Le prévenu principal avait racheté une grande partie des salons de prostitution à Liège pour en faire, comme il l’affirmait, un complexe de style « Villa Tinto » à Anvers. En réalité, il n’a présenté aucun projet concret en ce sens. Au contraire, après le départ des prostituées belges qui refusaient les conditions imposées par ce prévenu, il y a fait travailler de nombreuses jeunes femmes d’origine africaine détentrices de documents belges ou espagnols. Il recrutait ces jeunes femmes à Anvers et Bruxelles. À son arrivée, les pauses (shifts) ont été réduites, ce qui a permis d’y faire travailler une locataire supplémentaire ; aucun travail de réhabilitation des immeubles n’a été réalisé malgré les promesses faites ; de faux contrats de travail ont été établis, etc. Des suppléments étaient régulièrement réclamés pour le nettoyage, la douche, etc. alors que la location incluait ces services.

Les sociétés mises en place étaient destinées à dissimuler les profits provenant de la prostitution. Sa compagne, co-prévenue, servait de prête-nom dans ce cadre. Le troisième prévenu assurait, pour le compte du principal prévenu, l’exploitation des salons et la collecte des loyers.

Dans un jugement du 20 mars 2013, le tribunal correctionnel de Liège avait retenu en première instance les préventions de traite et les autres infractions en matière de prostitution, mais uniquement à l’égard des personnes physiques.

Par une motivation détaillée, la cour d’appel a réformé la décision sur ce point, condamnant également les sociétés, personnes morales. La cour souligne en substance à cet égard que l’imputation matérielle de l’infraction à une personne morale suppose que les faits à l’origine des poursuites présentent un lien, même indirect, avec cette personne morale, soit que les faits sont intrinsèquement liés à la réalisation de son objet social, soit qu’ils sont commis dans son intérêt ou pour son compte. Il n’est nullement requis que la personne morale ait effectivement tiré un profit de l’infraction : il suffit que l’infraction ait été commise dans ce but.
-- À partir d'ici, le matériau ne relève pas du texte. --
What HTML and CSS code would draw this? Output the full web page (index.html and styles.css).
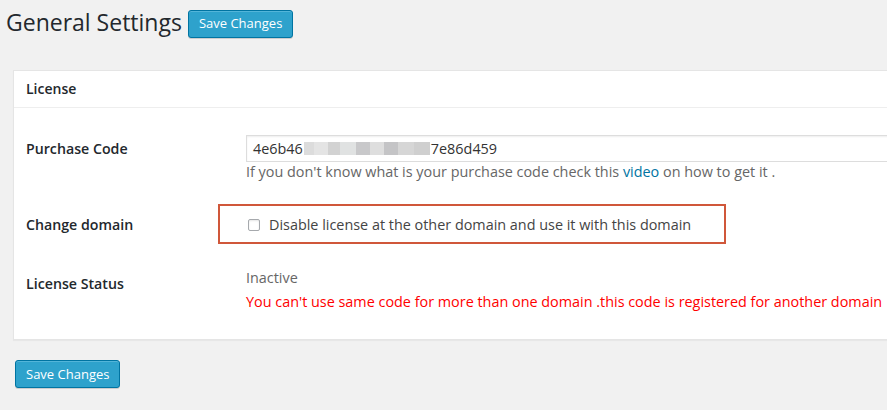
FILE: index.html
```html
<!DOCTYPE html>
<html>
<head>
<meta charset="utf-8">
<link rel="stylesheet" href="styles.css">
</head>
<body>
<div class="page">
  <div class="title-row">
    <h1 class="title">General Settings</h1>
    <button class="btn">Save Changes</button>
  </div>
  <div class="panel">
    <div class="panel-head">License</div>
    <div class="panel-body">
      <div class="row row-code">
        <div class="label label-input">Purchase Code</div>
        <div class="field">
          <div class="input"><span>4e6b46</span><span class="blur"><i class="b1"></i><i class="b2"></i><i class="b3"></i><i class="b4"></i><i class="b5"></i><i class="b6"></i><i class="b7"></i><i class="b8"></i><i class="b9"></i></span><span>7e86d459</span></div>
          <div class="help">If you don't know what is your purchase code check this <a class="link">video</a> on how to get it .</div>
        </div>
      </div>
      <div class="row row-domain">
        <div class="label label-box">Change domain</div>
        <div class="field">
          <div class="highlight"><span class="check"></span><span class="check-label">Disable license at the other domain and use it with this domain</span></div>
        </div>
      </div>
      <div class="row row-status">
        <div class="label label-status">License Status</div>
        <div class="field">
          <div class="status">Inactive</div>
          <div class="error">You can't use same code for more than one domain .this code is registered for another domain</div>
        </div>
      </div>
    </div>
  </div>
  <div class="footer">
    <button class="btn">Save Changes</button>
  </div>
</div>
</body>
</html>
```

FILE: styles.css
```css
html, body {
  margin: 0;
  padding: 0;
  background: #f1f1f1;
  overflow: hidden;
}
body {
  width: 887px;
  height: 410px;
  font-family: "Open Sans", "Liberation Sans", sans-serif;
  font-size: 14.4px;
  color: #444;
}
.page {
  padding-top: 6px;
}
.title-row {
  display: flex;
  align-items: center;
  padding-left: 6px;
  height: 33px;
}
.title {
  margin: 0;
  font-size: 23px;
  font-weight: 400;
  line-height: 29px;
  color: #23282d;
}
.btn {
  font-family: "Open Sans", "Liberation Sans", sans-serif;
  font-size: 13px;
  line-height: 25px;
  height: 28px;
  padding: 0 10px;
  background: #2ea2cc;
  border: 1px solid #0074a2;
  border-radius: 3px;
  color: #fff;
  box-shadow: inset 0 1px 0 rgba(120,200,230,0.5), 0 1px 0 rgba(0,0,0,0.15);
  cursor: pointer;
}
.title-row .btn {
  margin-left: 6px;
  margin-top: 2px;
}
.panel {
  margin-top: 31px;
  margin-left: 13px;
  width: 900px;
  background: #fff;
  border: 1px solid #e5e5e5;
  box-shadow: 0 1px 1px rgba(0,0,0,0.04);
}
.panel-head {
  height: 36px;
  line-height: 36px;
  padding-left: 12px;
  font-weight: 600;
  font-size: 14px;
  color: #23282d;
  border-bottom: 1px solid #eee;
}
.panel-body {
  padding: 27px 0 27px 12px;
}
.row {
  display: grid;
  grid-template-columns: 220px 1fr;
}
.label {
  font-weight: 600;
  font-size: 14.2px;
  color: #23282d;
  line-height: 20px;
}
.label-input {
  padding-top: 4px;
}
.label-box {
  padding-top: 11px;
}
.label-status {
  padding-top: 6px;
}
.input {
  height: 25px;
  border: 1px solid #ddd;
  box-shadow: inset 0 1px 2px rgba(0,0,0,0.07);
  display: flex;
  align-items: center;
  padding-left: 6px;
  color: #333;
}
.blur {
  display: inline-flex;
  height: 13px;
  margin: 0 1px;
}
.blur i {
  display: block;
  height: 13px;
}
.b1 { width: 10px; background: #dcdcdc; }
.b2 { width: 14px; background: #e4e4e4; }
.b3 { width: 12px; background: #d2d2d2; }
.b4 { width: 16px; background: #e0e2e2; }
.b5 { width: 14px; background: #c8c8ca; }
.b6 { width: 14px; background: #dedede; }
.b7 { width: 14px; background: #c4c4c6; }
.b8 { width: 16px; background: #d6d6d6; }
.b9 { width: 16px; background: #cfcfcf; }
.help {
  line-height: 19px;
  color: #666;
}
.link {
  color: #0074a2;
  text-decoration: none;
}
.row-domain {
  margin-top: 23px;
}
.highlight {
  display: flex;
  align-items: center;
  width: 476px;
  height: 36px;
  margin-left: -28px;
  padding-left: 28px;
  border: 2px solid #d0573a;
  color: #444;
}
.check-label {
  font-size: 14.4px;
}
.check {
  width: 10px;
  height: 10px;
  border: 1px solid #a6a9ad;
  border-radius: 2px;
  box-shadow: inset 0 1px 2px rgba(0,0,0,0.1);
  margin-right: 9px;
  margin-top: 1px;
}
.row-status {
  margin-top: 24px;
}
.status {
  line-height: 20px;
  color: #666;
}
.error {
  line-height: 20px;
  margin-top: 4px;
  color: #f00;
  white-space: nowrap;
}
.footer {
  padding: 20px 0 0 15px;
}
```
En l’occurrence, dès lors que les infractions reprochées aux prévenus sont liées directement ou indirectement, entre autres à l’exploitation de la débauche qui s’exerçait dans les immeubles appartenant aux sociétés concernées, les comportements incriminés ont un lien intrinsèque avec la réalisation de l’objet social des personnes morales poursuivies. La cour estime qu’au vu des éléments de l’enquête, il est établi que les deux sociétés, dirigées en droit ou en fait par les deux prévenus principaux, ont acquis plusieurs maisons en pleine connaissance de l’affectation antérieure de ces biens. Par une location effrénée des salons de prostitution situés aux rez-de-chaussée de ces immeubles, ils ont tenu des maisons de débauche et exploité la prostitution de 161 personnes recrutées à cet effet. Les deux prévenus principaux, gérants des deux sociétés, avec le consentement des sociétés au nom et pour le compte desquelles ils sont intervenus, ont sciemment et volontairement recruté 161 personnes en vue de l’exploitation de leur prostitution. Par ce comportement, ils ont contribué à la réalisation de l’objet social des sociétés.

En ce qui concerne la prévention de traite, la cour souligne que l’exploitation envisagée ou effective des victimes et l’intention des prévenus de les exploiter résultent notamment du remplacement immédiat des locataires qui ont quitté les lieux par des prostituées d’origine étrangère qui se sont résignées à travailler dans des conditions de travail indignes. Les locataires refusaient en effet de se prostituer dans les conditions qui leur étaient proposées. La cour relève également que le fait que certaines prostituées ne se soient pas explicitement plaintes de leurs conditions de travail ou des loyers à payer ne met pas en cause l’exploitation effective et intentionnelle de ces personnes précarisées par leur statut social. Très justement, la cour ajoute que leur attitude docile peut s’expliquer par la crainte de subir des mesures de représailles ou de perdre des moyens de subsistance qu’elles n’ont pu se procurer que par leur prostitution. Elle condamne donc tant les prévenus personnes physiques que les personnes morales du chef de cette prévention.

La cour retient également l’abus de la situation vulnérable des prostituées d’origine africaine et les manœuvres frauduleuses, violences ou contrainte à leur encontre.

La cour aggrave les peines prononcées en première instance pour un des prévenus de 3 à 4 ans d’emprisonnement. En ce qui concerne les sociétés, elles sont condamnées à une peine d’amende de 5.500 euros, avec un sursis de trois ans.

Des peines de confiscation d’une somme de 535.516 euros sont prononcées à l’égard des deux prévenus principaux et des quatre sociétés. La confiscation de l’ensemble des immeubles est également prononcée à charge des deux mêmes prévenus et des deux sociétés poursuivies pour les faits de traite.